The Ontario man, referred to as “Mr. A,” had a history of mental illness, including “thoughts of suicide,” plus physical symptoms of decline his doctors could not explain. Doctors could not reach a consensus on whether his decline was irreversible or not – but they euthanized him anyway.
According to a report issued by Ontario’s “MAID death review committee,” the patient suffered “functional decline” after receiving three vaccination product doses to prevent coronavirus infection. He was also suffering from “depression, post-traumatic stress disorder, anxiety and personality disorders.”
An autopsy performed after the patient was put to death could find no physiological explanation for his symptoms.
MAID has grown more controversial in Canada, and around the world, as restrictions on the practice have loosened. The Wall Street Journal editorialized in September that the system has become “monstrous,” with only 3.5 percent of requests for assisted suicide being denied, even when the patients had decidedly non-terminal conditions such as vision loss or diabetes.
As critics predicted, assisted suicide has exploded in Canada. MAID is now the fifth leading cause of death for Canadians, with the annual figures increasing more than tenfold since 2016. Patients have reported doctors actively pushing suicide as a treatment option.
Medical ethicists question if people with mental illness should be expected to make decisions about ending their own lives. Some critics speculate that the Canadian medical system is abusing MAID to resolve treatment backlogs and drug shortages.
The case of Mr. A. hits a few hot buttons in the MAID controversy, such as the patient being given a vaccination syndrome diagnosis that is “previously unrecognized in medicine,” the absence of any indication he was terminally ill, and the question of whether he was mentally competent or not to make a life-ending decision.
The MAID death review committee was uncomfortable with some other recent cases, including a man with bowel disease and substance abuse problems who was apparently never offered treatment for his addiction before he was offered suicide as a treatment option. His executioner actually picked him up and drove him to the euthanasia site, which some committee members thought was a “helpful and compassionate” gesture, while others found it unsettling.
Although most of the committee members seemed content with the overall MAID situation in Ontario, University of Toronto psychiatrist Dr. Sonu Gaind told the National Post that Canadian doctors have become much too willing to recommend euthanasia in borderline “Track 2” cases.
“I think we have gone so far over the line with Track 2 that people cannot even see the line that we’ve crossed. It’s pretty clear that some providers are going up to that line, and maybe beyond it,” he said.
Gaind cited the case of the doctor who drove his patient to receive MAID as a troubling example of the medical profession going overboard with euthanasia.

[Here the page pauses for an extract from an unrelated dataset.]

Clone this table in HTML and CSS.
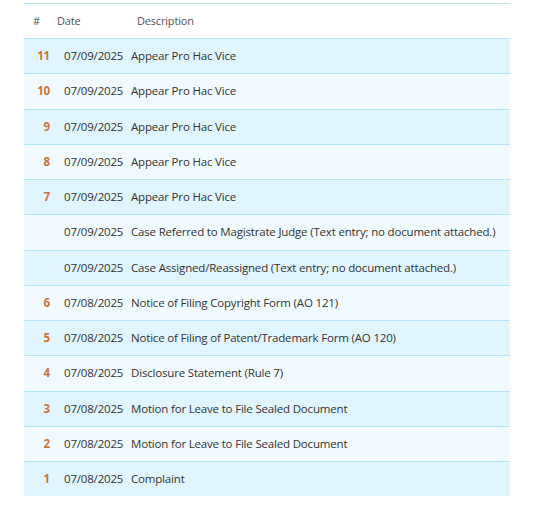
FILE: index.html
```html
<!DOCTYPE html>
<html>
<head>
<meta charset="utf-8">
<link rel="stylesheet" href="styles.css">
</head>
<body>
<div class="docket">
  <div class="head">
    <span>#</span>
    <span>Date</span>
    <span>Description</span>
  </div>
  <div class="row odd"><span class="num">11</span><span class="date">07/09/2025</span><span class="desc">Appear Pro Hac Vice</span></div>
  <div class="row even"><span class="num">10</span><span class="date">07/09/2025</span><span class="desc">Appear Pro Hac Vice</span></div>
  <div class="row odd"><span class="num">9</span><span class="date">07/09/2025</span><span class="desc">Appear Pro Hac Vice</span></div>
  <div class="row even"><span class="num">8</span><span class="date">07/09/2025</span><span class="desc">Appear Pro Hac Vice</span></div>
  <div class="row odd"><span class="num">7</span><span class="date">07/09/2025</span><span class="desc">Appear Pro Hac Vice</span></div>
  <div class="row even"><span class="num"></span><span class="date">07/09/2025</span><span class="desc">Case Referred to Magistrate Judge (Text entry; no document attached.)</span></div>
  <div class="row odd"><span class="num"></span><span class="date">07/09/2025</span><span class="desc">Case Assigned/Reassigned (Text entry; no document attached.)</span></div>
  <div class="row even"><span class="num">6</span><span class="date">07/08/2025</span><span class="desc">Notice of Filing Copyright Form (AO 121)</span></div>
  <div class="row odd"><span class="num">5</span><span class="date">07/08/2025</span><span class="desc">Notice of Filing of Patent/Trademark Form (AO 120)</span></div>
  <div class="row even"><span class="num">4</span><span class="date">07/08/2025</span><span class="desc">Disclosure Statement (Rule 7)</span></div>
  <div class="row odd"><span class="num">3</span><span class="date">07/08/2025</span><span class="desc">Motion for Leave to File Sealed Document</span></div>
  <div class="row even"><span class="num">2</span><span class="date">07/08/2025</span><span class="desc">Motion for Leave to File Sealed Document</span></div>
  <div class="row odd"><span class="num">1</span><span class="date">07/08/2025</span><span class="desc">Complaint</span></div>
</div>
</body>
</html>
```
FILE: styles.css
```css
html, body {
  margin: 0;
  padding: 0;
  background: #ffffff;
}
body {
  padding-top: 3px;
  font-family: "Open Sans", "Noto Sans", sans-serif;
  font-size: 11.5px;
  letter-spacing: -0.18px;
  color: #333333;
}
.docket {
  margin-left: 24px;
  width: 486px;
}
.head {
  display: grid;
  grid-template-columns: 24px 80px 1fr;
  padding-left: 9px;
  height: 34px;
  line-height: 34px;
  border-top: 1px solid #b3e5fc;
  color: #555555;
  font-size: 11px;
}
.row {
  display: grid;
  grid-template-columns: 26px 81px 1fr;
  height: 34.25px;
  line-height: 34.25px;
  border-top: 1px solid #b3e5fc;
  white-space: nowrap;
}
.odd {
  background: #e1f5fe;
}
.even {
  background: #f1fafe;
}
.num {
  text-align: right;
  font-weight: 700;
  color: #c8743a;
}
.date {
  padding-left: 14px;
}
```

“This poor guy could not get access to medical treatment for his addictions but he could be chauffeured by our medical practitioner to receive death. I think there is something deeply wrong with that,” he said.
Gaind thought Mr. A.’s doctors put a very heavy thumb on the suicide scale by giving him a vague and medically unsupported diagnosis of “post-vaccine syndrome” and downplaying the possibility that his treatable mental issues could have been causing his physical symptoms.

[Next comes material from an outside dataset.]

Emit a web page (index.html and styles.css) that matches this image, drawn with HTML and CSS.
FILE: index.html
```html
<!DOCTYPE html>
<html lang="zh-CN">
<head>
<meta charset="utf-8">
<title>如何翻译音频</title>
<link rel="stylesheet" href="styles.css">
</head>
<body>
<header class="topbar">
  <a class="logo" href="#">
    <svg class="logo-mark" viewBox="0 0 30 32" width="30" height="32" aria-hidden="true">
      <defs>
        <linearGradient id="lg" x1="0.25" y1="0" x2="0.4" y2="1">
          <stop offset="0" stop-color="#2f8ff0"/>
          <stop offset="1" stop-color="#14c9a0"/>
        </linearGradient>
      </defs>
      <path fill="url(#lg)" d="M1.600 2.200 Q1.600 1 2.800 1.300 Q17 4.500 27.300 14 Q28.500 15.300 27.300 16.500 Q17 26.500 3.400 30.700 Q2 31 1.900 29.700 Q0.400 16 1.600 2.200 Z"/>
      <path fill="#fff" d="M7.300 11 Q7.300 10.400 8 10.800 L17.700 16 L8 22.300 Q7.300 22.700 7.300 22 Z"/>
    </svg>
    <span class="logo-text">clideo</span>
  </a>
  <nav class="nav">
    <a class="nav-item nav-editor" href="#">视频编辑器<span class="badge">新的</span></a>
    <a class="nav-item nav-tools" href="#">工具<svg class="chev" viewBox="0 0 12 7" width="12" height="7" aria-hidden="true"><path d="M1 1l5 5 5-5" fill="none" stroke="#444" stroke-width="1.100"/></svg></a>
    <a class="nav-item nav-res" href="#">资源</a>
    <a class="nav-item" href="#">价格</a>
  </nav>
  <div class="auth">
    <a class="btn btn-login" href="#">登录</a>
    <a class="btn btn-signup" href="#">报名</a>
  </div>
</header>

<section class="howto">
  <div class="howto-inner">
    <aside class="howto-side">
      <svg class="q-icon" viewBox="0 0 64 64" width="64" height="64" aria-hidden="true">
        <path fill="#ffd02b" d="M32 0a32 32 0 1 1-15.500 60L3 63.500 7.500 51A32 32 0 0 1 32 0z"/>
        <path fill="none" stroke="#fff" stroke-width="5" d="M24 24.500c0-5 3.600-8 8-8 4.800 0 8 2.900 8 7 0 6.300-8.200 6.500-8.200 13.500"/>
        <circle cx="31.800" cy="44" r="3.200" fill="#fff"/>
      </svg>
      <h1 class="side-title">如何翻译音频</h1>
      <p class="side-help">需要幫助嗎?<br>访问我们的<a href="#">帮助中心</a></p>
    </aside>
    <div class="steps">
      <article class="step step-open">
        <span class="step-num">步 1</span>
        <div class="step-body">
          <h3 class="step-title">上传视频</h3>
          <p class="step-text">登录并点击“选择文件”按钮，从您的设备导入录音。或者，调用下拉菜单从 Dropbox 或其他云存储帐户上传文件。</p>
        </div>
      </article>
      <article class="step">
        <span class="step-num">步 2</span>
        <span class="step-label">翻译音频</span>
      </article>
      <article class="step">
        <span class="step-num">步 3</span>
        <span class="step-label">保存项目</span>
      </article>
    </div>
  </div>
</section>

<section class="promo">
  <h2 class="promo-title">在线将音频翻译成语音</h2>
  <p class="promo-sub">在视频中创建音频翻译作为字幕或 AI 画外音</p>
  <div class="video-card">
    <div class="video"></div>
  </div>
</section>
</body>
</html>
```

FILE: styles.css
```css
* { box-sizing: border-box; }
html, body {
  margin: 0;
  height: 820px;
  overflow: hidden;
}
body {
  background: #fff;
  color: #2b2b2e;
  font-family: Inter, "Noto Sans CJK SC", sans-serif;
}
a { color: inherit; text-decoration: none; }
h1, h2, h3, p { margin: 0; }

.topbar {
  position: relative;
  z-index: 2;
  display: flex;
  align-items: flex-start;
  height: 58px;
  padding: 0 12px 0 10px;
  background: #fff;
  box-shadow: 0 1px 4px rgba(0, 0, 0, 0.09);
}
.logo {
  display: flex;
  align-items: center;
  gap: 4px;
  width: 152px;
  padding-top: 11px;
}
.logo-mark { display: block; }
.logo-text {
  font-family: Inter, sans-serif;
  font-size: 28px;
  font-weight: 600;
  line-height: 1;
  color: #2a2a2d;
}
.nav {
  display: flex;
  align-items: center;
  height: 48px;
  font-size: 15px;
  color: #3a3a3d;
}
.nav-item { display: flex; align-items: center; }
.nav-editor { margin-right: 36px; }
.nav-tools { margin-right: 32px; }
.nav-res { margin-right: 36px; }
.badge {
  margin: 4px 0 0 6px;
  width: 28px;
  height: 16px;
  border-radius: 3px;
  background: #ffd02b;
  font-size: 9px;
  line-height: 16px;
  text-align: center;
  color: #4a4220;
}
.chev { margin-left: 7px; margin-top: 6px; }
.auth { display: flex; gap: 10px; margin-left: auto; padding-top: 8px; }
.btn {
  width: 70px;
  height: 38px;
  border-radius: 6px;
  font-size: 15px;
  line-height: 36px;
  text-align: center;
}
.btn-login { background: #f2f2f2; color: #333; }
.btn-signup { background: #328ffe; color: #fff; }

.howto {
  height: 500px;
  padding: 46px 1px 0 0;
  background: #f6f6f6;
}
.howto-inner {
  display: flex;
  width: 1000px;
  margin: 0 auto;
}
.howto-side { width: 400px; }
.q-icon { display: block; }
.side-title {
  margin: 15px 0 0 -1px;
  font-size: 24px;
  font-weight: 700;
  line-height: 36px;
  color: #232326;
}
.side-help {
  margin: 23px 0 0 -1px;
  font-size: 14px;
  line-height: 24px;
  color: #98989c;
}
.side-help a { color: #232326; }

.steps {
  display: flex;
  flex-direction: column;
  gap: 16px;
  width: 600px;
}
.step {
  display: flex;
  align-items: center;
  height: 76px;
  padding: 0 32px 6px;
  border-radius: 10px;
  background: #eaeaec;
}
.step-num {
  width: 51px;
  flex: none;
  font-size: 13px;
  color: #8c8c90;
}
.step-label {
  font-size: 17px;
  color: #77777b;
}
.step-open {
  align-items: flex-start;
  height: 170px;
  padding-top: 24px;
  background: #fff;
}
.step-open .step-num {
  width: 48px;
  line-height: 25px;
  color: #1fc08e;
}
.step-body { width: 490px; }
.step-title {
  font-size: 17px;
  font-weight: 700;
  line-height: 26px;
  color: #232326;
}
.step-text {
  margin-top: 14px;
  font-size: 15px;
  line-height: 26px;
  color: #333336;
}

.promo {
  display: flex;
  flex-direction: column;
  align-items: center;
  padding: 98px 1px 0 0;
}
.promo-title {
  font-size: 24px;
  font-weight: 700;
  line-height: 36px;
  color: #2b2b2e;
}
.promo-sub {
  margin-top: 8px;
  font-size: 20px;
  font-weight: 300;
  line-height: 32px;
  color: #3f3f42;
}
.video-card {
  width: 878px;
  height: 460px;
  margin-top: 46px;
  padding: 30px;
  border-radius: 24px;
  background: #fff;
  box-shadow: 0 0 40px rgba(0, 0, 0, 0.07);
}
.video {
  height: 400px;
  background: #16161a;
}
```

At the current time, MAID is not supposed to be provided for people who have only mental illness. Canada was planning to legalize MAID for mental illness at the beginning of this year, but the plan was delayed when doctors, politicians, and the public grew squeamish. Almost 20 percent of the Canadian population is estimated to be suffering from some form of “mental health challenges.”
The Ontario review committee found that Canadians are already being euthanized for mental issues, such as “unmet social needs.” Ontario residents have requested MAID because they were worried about becoming homeless. Mr. A. was unemployed and felt “socially vulnerable and isolated.”
“To finally have a government report that recognizes these cases of concern is extremely important. We’ve been gaslit for so many years when we raised fears about people getting MAiD because they were poor, disabled or socially isolated,” committee member Dr. Ramona Coelho told the Associated Press (AP) last week.
The AP noted the troubling implication in Ontario’s data that MAID for people who are not suffering from terminal illnesses, or unmanageable physical pain, appears to be much more common in the “poorest and most deprived areas” of the province.